### Exercise instructions
Write every line out verbatim and omit the pictures.

### Dataset section

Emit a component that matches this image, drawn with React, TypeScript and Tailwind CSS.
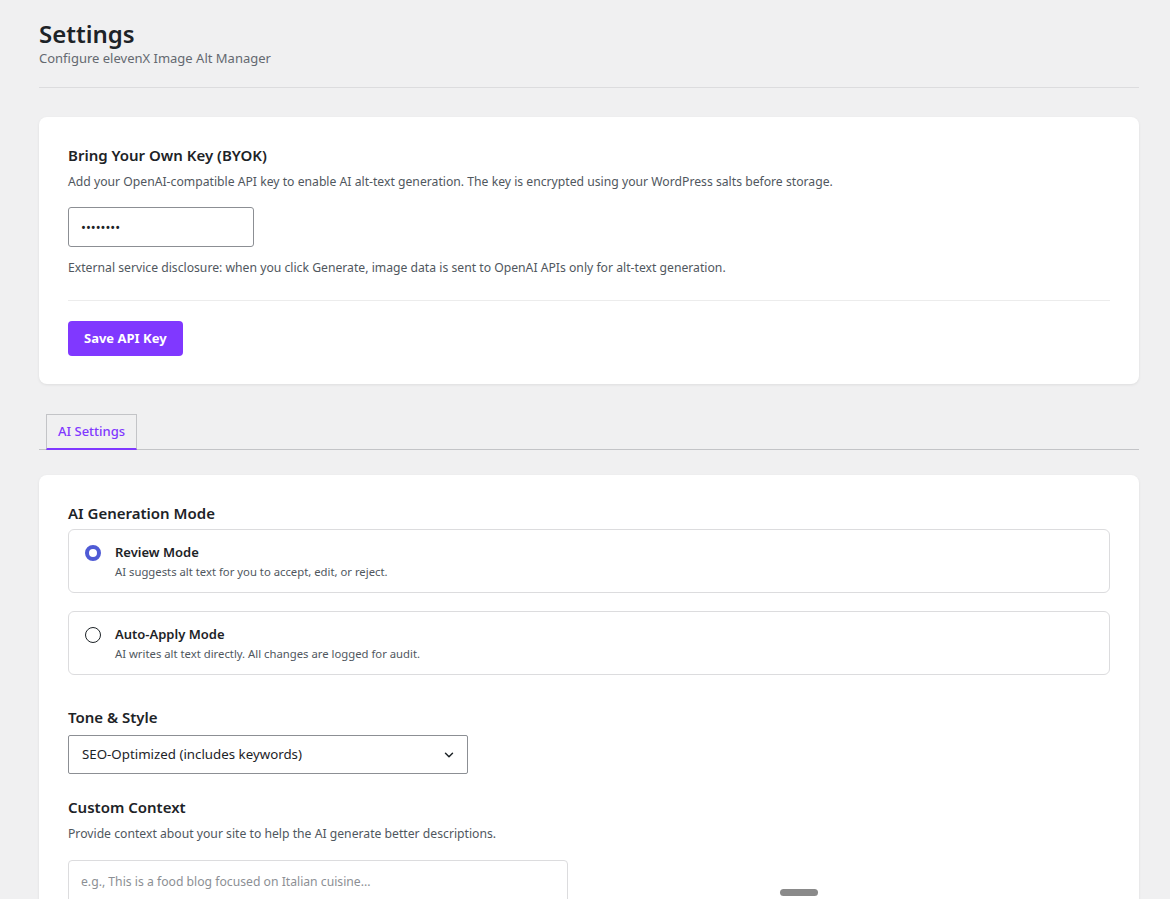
import { useState } from 'react';

export default function App() {
  const [mode, setMode] = useState<'review' | 'auto'>('review');

  return (
    <div className="min-h-screen bg-[#f0f0f1] text-[#1d2327] relative" style={{ fontFamily: '"Noto Sans", "Open Sans", sans-serif' }}>
      <div className="ml-[39px] mr-[31px] pt-[18px]">
        {/* Header */}
        <h1 className="text-[24px] leading-[32px] font-semibold text-[#1d2327]">Settings</h1>
        <p className="text-[13px] leading-[16px] text-[#646970]">Configure elevenX Image Alt Manager</p>
        <div className="mt-[21px] border-t border-[#dcdcde]" />

        {/* BYOK card */}
        <section className="mt-[29px] bg-white rounded-lg shadow-[0_1px_3px_rgba(0,0,0,0.08)] px-[29px] pt-[27px] pb-[28px]">
          <h2 className="text-[15px] leading-[22px] font-semibold">Bring Your Own Key (BYOK)</h2>
          <p className="mt-[7px] text-[12.2px] leading-[18px] text-[#50575e]">
            Add your OpenAI-compatible API key to enable AI alt-text generation. The key is encrypted using your WordPress salts before storage.
          </p>
          <input
            type="password"
            defaultValue="sk-12345"
            className="mt-[16px] block w-[186px] h-[40px] px-[12px] text-[13px] border border-[#8c8f94] rounded-[3px] bg-white outline-none"
          />
          <p className="mt-[12px] text-[12.2px] leading-[18px] text-[#50575e]">
            External service disclosure: when you click Generate, image data is sent to OpenAI APIs only for alt-text generation.
          </p>
          <div className="mt-[23px] border-t border-[#ececec]" />
          <button className="mt-[20px] h-[35px] px-[16px] rounded-[4px] bg-[#8038ff] text-white text-[13px] font-bold">
            Save API Key
          </button>
        </section>

        {/* Tabs */}
        <div className="mt-[30px] flex border-b border-[#c3c4c7] pl-[7px]">
          <button className="h-[36px] px-[11px] -mb-px border border-[#c3c4c7] border-b-2 border-b-[#8038ff] bg-[#f0f0f1] text-[13px] font-medium text-[#8038ff]">
            AI Settings
          </button>
        </div>

        {/* AI settings card */}
        <section className="mt-[25px] bg-white rounded-t-lg shadow-[0_1px_3px_rgba(0,0,0,0.08)] px-[29px] pt-[27px] pb-[40px]">
          <h2 className="text-[15px] leading-[22px] font-semibold">AI Generation Mode</h2>
          <div className="mt-[5px] flex flex-col gap-[18px]">
            <RadioCard
              checked={mode === 'review'}
              onClick={() => setMode('review')}
              title="Review Mode"
              desc="AI suggests alt text for you to accept, edit, or reject."
            />
            <RadioCard
              checked={mode === 'auto'}
              onClick={() => setMode('auto')}
              title="Auto-Apply Mode"
              desc="AI writes alt text directly. All changes are logged for audit."
            />
          </div>

          <h2 className="mt-[31px] text-[15px] leading-[22px] font-semibold">Tone &amp; Style</h2>
          <div className="mt-[7px] w-[400px] h-[39px] border border-[#8c8f94] rounded-[2px] flex items-center justify-between pl-[13px] pr-[11px] text-[13.3px]">
            <span>SEO-Optimized (includes keywords)</span>
            <svg width="14" height="14" viewBox="0 0 24 24" fill="none" stroke="#1d2327" strokeWidth="2.5" strokeLinecap="round" strokeLinejoin="round">
              <path d="M6 9l6 6 6-6" />
            </svg>
          </div>

          <h2 className="mt-[22px] text-[15px] leading-[22px] font-semibold">Custom Context</h2>
          <p className="mt-[7px] text-[12.2px] leading-[18px] text-[#50575e]">
            Provide context about your site to help the AI generate better descriptions.
          </p>
          <textarea
            placeholder="e.g., This is a food blog focused on Italian cuisine..."
            className="mt-[17px] block w-[500px] h-[90px] px-[12px] py-[12px] text-[12.2px] border border-[#dcdcde] rounded-[4px] outline-none resize-none placeholder:text-[#8c8f94]"
          />
        </section>
      </div>

      {/* overlay handle */}
      <div className="absolute left-[780px] top-[889px] w-[38px] h-[7px] rounded-full bg-[#8a8a8a]" />
    </div>
  );
}

function RadioCard({ checked, onClick, title, desc }: { checked: boolean; onClick: () => void; title: string; desc: string }) {
  return (
    <div onClick={onClick} className="h-[64px] border border-[#dcdcde] rounded-[6px] flex items-start pl-[16px] pt-[13px] cursor-pointer">
      {checked ? (
        <span className="mt-[2px] w-[16px] h-[16px] rounded-full border-[4px] border-[#4f5bd5] bg-white shrink-0" />
      ) : (
        <span className="mt-[2px] w-[16px] h-[16px] rounded-full border-[1.5px] border-[#1d2327] bg-white shrink-0" />
      )}
      <div className="ml-[14px]">
        <div className="text-[13px] leading-[18px] font-semibold">{title}</div>
        <div className="mt-[3px] text-[11.3px] leading-[16px] text-[#50575e]">{desc}</div>
      </div>
    </div>
  );
}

### Result of the exercise
Emit a component that matches this image, drawn with React, TypeScript and Tailwind CSS.
import { useState } from 'react';

export default function App() {
  const [mode, setMode] = useState<'review' | 'auto'>('review');

  return (
    <div className="min-h-screen bg-[#f0f0f1] text-[#1d2327] relative" style={{ fontFamily: '"Noto Sans", "Open Sans", sans-serif' }}>
      <div className="ml-[39px] mr-[31px] pt-[18px]">
        {/* Header */}
        <h1 className="text-[24px] leading-[32px] font-semibold text-[#1d2327]">Settings</h1>
        <p className="text-[13px] leading-[16px] text-[#646970]">Configure elevenX Image Alt Manager</p>
        <div className="mt-[21px] border-t border-[#dcdcde]" />

        {/* BYOK card */}
        <section className="mt-[29px] bg-white rounded-lg shadow-[0_1px_3px_rgba(0,0,0,0.08)] px-[29px] pt-[27px] pb-[28px]">
          <h2 className="text-[15px] leading-[22px] font-semibold">Bring Your Own Key (BYOK)</h2>
          <p className="mt-[7px] text-[12.2px] leading-[18px] text-[#50575e]">
            Add your OpenAI-compatible API key to enable AI alt-text generation. The key is encrypted using your WordPress salts before storage.
          </p>
          <input
            type="password"
            defaultValue="sk-12345"
            className="mt-[16px] block w-[186px] h-[40px] px-[12px] text-[13px] border border-[#8c8f94] rounded-[3px] bg-white outline-none"
          />
          <p className="mt-[12px] text-[12.2px] leading-[18px] text-[#50575e]">
            External service disclosure: when you click Generate, image data is sent to OpenAI APIs only for alt-text generation.
          </p>
          <div className="mt-[23px] border-t border-[#ececec]" />
          <button className="mt-[20px] h-[35px] px-[16px] rounded-[4px] bg-[#8038ff] text-white text-[13px] font-bold">
            Save API Key
          </button>
        </section>

        {/* Tabs */}
        <div className="mt-[30px] flex border-b border-[#c3c4c7] pl-[7px]">
          <button className="h-[36px] px-[11px] -mb-px border border-[#c3c4c7] border-b-2 border-b-[#8038ff] bg-[#f0f0f1] text-[13px] font-medium text-[#8038ff]">
            AI Settings
          </button>
        </div>

        {/* AI settings card */}
        <section className="mt-[25px] bg-white rounded-t-lg shadow-[0_1px_3px_rgba(0,0,0,0.08)] px-[29px] pt-[27px] pb-[40px]">
          <h2 className="text-[15px] leading-[22px] font-semibold">AI Generation Mode</h2>
          <div className="mt-[5px] flex flex-col gap-[18px]">
            <RadioCard
              checked={mode === 'review'}
              onClick={() => setMode('review')}
              title="Review Mode"
              desc="AI suggests alt text for you to accept, edit, or reject."
            />
            <RadioCard
              checked={mode === 'auto'}
              onClick={() => setMode('auto')}
              title="Auto-Apply Mode"
              desc="AI writes alt text directly. All changes are logged for audit."
            />
          </div>

          <h2 className="mt-[31px] text-[15px] leading-[22px] font-semibold">Tone &amp; Style</h2>
          <div className="mt-[7px] w-[400px] h-[39px] border border-[#8c8f94] rounded-[2px] flex items-center justify-between pl-[13px] pr-[11px] text-[13.3px]">
            <span>SEO-Optimized (includes keywords)</span>
            <svg width="14" height="14" viewBox="0 0 24 24" fill="none" stroke="#1d2327" strokeWidth="2.5" strokeLinecap="round" strokeLinejoin="round">
              <path d="M6 9l6 6 6-6" />
            </svg>
          </div>

          <h2 className="mt-[22px] text-[15px] leading-[22px] font-semibold">Custom Context</h2>
          <p className="mt-[7px] text-[12.2px] leading-[18px] text-[#50575e]">
            Provide context about your site to help the AI generate better descriptions.
          </p>
          <textarea
            placeholder="e.g., This is a food blog focused on Italian cuisine..."
            className="mt-[17px] block w-[500px] h-[90px] px-[12px] py-[12px] text-[12.2px] border border-[#dcdcde] rounded-[4px] outline-none resize-none placeholder:text-[#8c8f94]"
          />
        </section>
      </div>

      {/* overlay handle */}
      <div className="absolute left-[780px] top-[889px] w-[38px] h-[7px] rounded-full bg-[#8a8a8a]" />
    </div>
  );
}

function RadioCard({ checked, onClick, title, desc }: { checked: boolean; onClick: () => void; title: string; desc: string }) {
  return (
    <div onClick={onClick} className="h-[64px] border border-[#dcdcde] rounded-[6px] flex items-start pl-[16px] pt-[13px] cursor-pointer">
      {checked ? (
        <span className="mt-[2px] w-[16px] h-[16px] rounded-full border-[4px] border-[#4f5bd5] bg-white shrink-0" />
      ) : (
        <span className="mt-[2px] w-[16px] h-[16px] rounded-full border-[1.5px] border-[#1d2327] bg-white shrink-0" />
      )}
      <div className="ml-[14px]">
        <div className="text-[13px] leading-[18px] font-semibold">{title}</div>
        <div className="mt-[3px] text-[11.3px] leading-[16px] text-[#50575e]">{desc}</div>
      </div>
    </div>
  );
}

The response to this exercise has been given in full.